I had the opportunity (ahem) to consider this question just a couple of days ago. I made a mistake which could have had serious consequences for those around me, because my attention wandered for a moment. With the help of others, the situation was brought under control, but not without their anger and frustration with me being freely expressed.
I felt an intense feeling of shame, followed by strong anxiety and depression, and a desire to hide under the bed covers for the rest of the week, and possibly the rest of my life.
By observing myself through this experience, and noting what helped and what hindered me in my response to the situation, I came to the following list of actions to help us through shame.
The first thing is to keep breathing.
Constricting and interrupting our natural breathing pattern is one of the most common reactions to difficult feelings, yet nothing blocks our ability to process emotion and take positive action more effectively than when we stop breathing.
The easiest way to keep breathing is to concentrate on breathing out; when we reach the end of our out breath, our lungs fill naturally, gradually re-establishing a natural breathing rhythm.
The second thing is to find someone we trust and who is reliably non-judgmental, and get what has happened off our chest.
The emotional and mental relief and the physical release this enables allows our feelings to shift, and opens up the possibility of viewing our situation objectively.
The third thing is to think of how we would react if a dear friend had made the mistake we have just made, and offer that reaction to ourselves.
We are usually much more forgiving, supportive and helpful when faced with the mistakes of someone else who we love than we are when looking at ourselves.
Offering ourselves gentleness and forgiveness – without denying our responsibility for what has happened – can free us to respond to our situation constructively, and to look at how to avoid making the same mistakes in the future.
The final thing is to consider whether others’ reactions to us reflect our own beliefs about ourselves.
This is perhaps something best done some time after the event, so may not be much help in the moment, but it’s still a worthwhile exercise.
Knowing ourselves better is always, in my view, a good thing.
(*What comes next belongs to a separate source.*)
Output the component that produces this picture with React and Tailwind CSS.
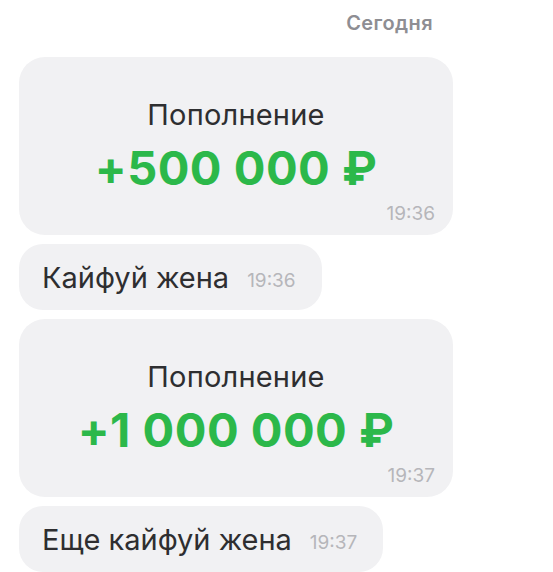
const font = { fontFamily: 'Inter, "Noto Sans", sans-serif' }

function Transfer({ amount, time }) {
  return (
    <div className="w-[434px] h-[178px] rounded-[26px] bg-[#f1f1f3] flex flex-col items-center pt-[41px] relative">
      <div className="text-[29px] leading-[34px] text-[#2e2e30] tracking-[0.2px]">Пополнение</div>
      <div className="text-[47px] leading-[52px] font-bold text-[#2cb84a] mt-[10px] tracking-[0.5px]">{amount}</div>
      <div className="absolute right-[18px] bottom-[7px] text-[19px] text-[#b6b6ba]">{time}</div>
    </div>
  )
}

function Message({ text, time }) {
  return (
    <div className="self-start h-[66px] rounded-[24px] bg-[#f1f1f3] flex items-center pl-[23px] pr-[26px] gap-[18px]">
      <span className="text-[29px] text-[#2e2e30] leading-none">{text}</span>
      <span className="text-[19px] text-[#b6b6ba] leading-none mt-[6px]">{time}</span>
    </div>
  )
}

export default function App() {
  return (
    <div className="w-[553px] h-[572px] bg-white overflow-hidden" style={font}>
      <div className="flex justify-end pr-[120px] pt-[11px]">
        <span className="text-[20px] leading-[24px] font-semibold text-[#8e8e93] tracking-[0.4px]">Сегодня</span>
      </div>
      <div className="flex flex-col gap-[9px] pl-[19px] mt-[22px]">
        <Transfer amount="+500 000 ₽" time="19:36" />
        <Message text="Кайфуй жена" time="19:36" />
        <Transfer amount="+1 000 000 ₽" time="19:37" />
        <Message text="Еще кайфуй жена" time="19:37" />
      </div>
    </div>
  )
}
This kind of consideration can also help to interrupt the cycle of anger and resentment at others for their reactions to us, which can be so destructive of relationships and of our own peace of mind.
The repercussions of my actions, what might have happened, others’ reactions to me and my own reactions to the whole thing are still ricocheting about my body, my heart and my mind. I’m continuing to breathe into my feelings, to offer myself love and support, and to explore my beliefs about myself, as well as putting in place rules and routines for myself to prevent that particular mistake happening again.
I know I will make mistakes in the future; I know that some of them will be made in public, and may have serious consequences; I know that others will judge me, as I will myself. But I also know that, when this kind of situation happens again, I have a list of solid practices to enable me to respond constructively, and right things again as far as I can, without crumbling.
What is your experience of shame? Do you have a set of practices which help you maintain equilibrium and take positive action when shame arises?